Different package managers provide ways of getting this data, here are some examples:

  • npm provides one huge json endpoint containing all the packages, we pluck just the keys from the top level object in the response:
def self.project_names
  get("https://registry.npmjs.org/-/all").keys[1..-1]
end
  • Haxelib lists all the project names on a html page, so we use nokogiri to pluck them all out:
def self.project_names
  get_html("https://lib.haxe.org/all/").css('.project-list tbody th').map{|th| th.css('a').first.try(:text) }
end
  • Julia stores all the packages in a git repository, here we clone the repo, list the top level folder names, not ideal but it works:
def self.project_names
  @project_names ||= `rm -rf Specs;git clone https://github.com/JuliaLang/METADATA.jl --depth 1; ls METADATA.jl`.split("\n")
end

#project

Once we have a list of package names, we need to be able to get the information for each package by it's name from the registry. This is also used for syncing/updating a package we already know about when a new version is published.

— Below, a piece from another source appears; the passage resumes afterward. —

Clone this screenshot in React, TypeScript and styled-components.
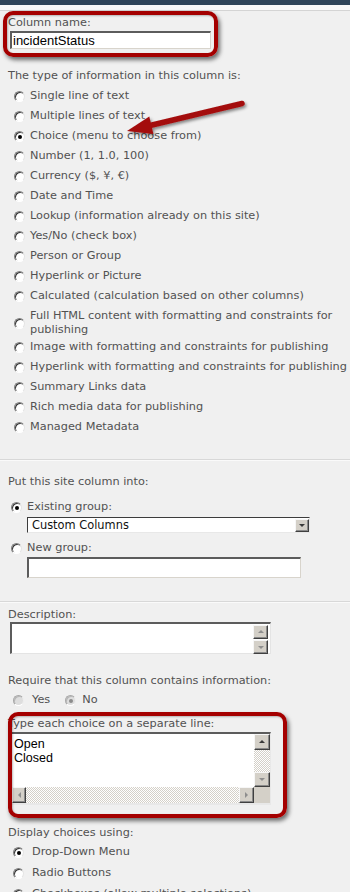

This method takes a string of the name as an argument and usually makes a http request to the registry for the given name and returns a ruby hash of information, often parsed from json or xml.

Some examples:

  • Packagist has a JSON endpoint and we select just the package attribute from the response:
def self.project(name)
  get("https://packagist.org/packages/#{name}.json")['package']
end
  • npm has a JSON endpoint but we need to escape / for scoped module names:
def self.project(name)
  get("http://registry.npmjs.org/#{name.gsub('/', '%2F')}")
end
  • Hackage doesn't have a JSON endpoint for package information so we scrape the html of the page instead:
def self.project(name)
  {
    name: name,
    page: get_html("http://hackage.haskell.org/package/#{name}")
  }
end

#mapping

After getting the information about a package from the registry, we need to format that data into something that will fit nicely in the Libraries.io database, the mapping method takes the result of the #project method and returns a hash with some or all of the following keys:

  • name - The name of the project, this is usually the same as originally passed to #project
  • description - description of the project, usually a couple of paragraphs, not the whole readme
  • repository_url - url where the source code for the project is hosted, often a GitHub, GitLab or Bitbucket repo page
  • homepage - url for the homepage of the project if different from the repository_url
  • licenses - an array of SPDX license short names that the project is licensed under, eg ['MIT', 'GPL-2.0']
  • keywords_array - an array of keywords or tags that can be used to categorize the project

Here's an example from Cargo:

def self.mapping(project)
  {
    :name => project['crate']['id'],
    :homepage => project['crate']['homepage'],
    :description => project['crate']['description'],
    :keywords_array => Array.wrap(project['crate']['keywords']),
    :licenses => project['crate']['license'],
    :repository_url => repo_fallback(project['crate']['repository'], project['crate']['homepage'])
  }
end

Implement extra methods where possible

Not all package managers have these concepts but lots do, more features in Libraries.io can be enabled if these methods are implemented in a PackageManager class:

#versions

For package managers that have a concept of discrete versions being published.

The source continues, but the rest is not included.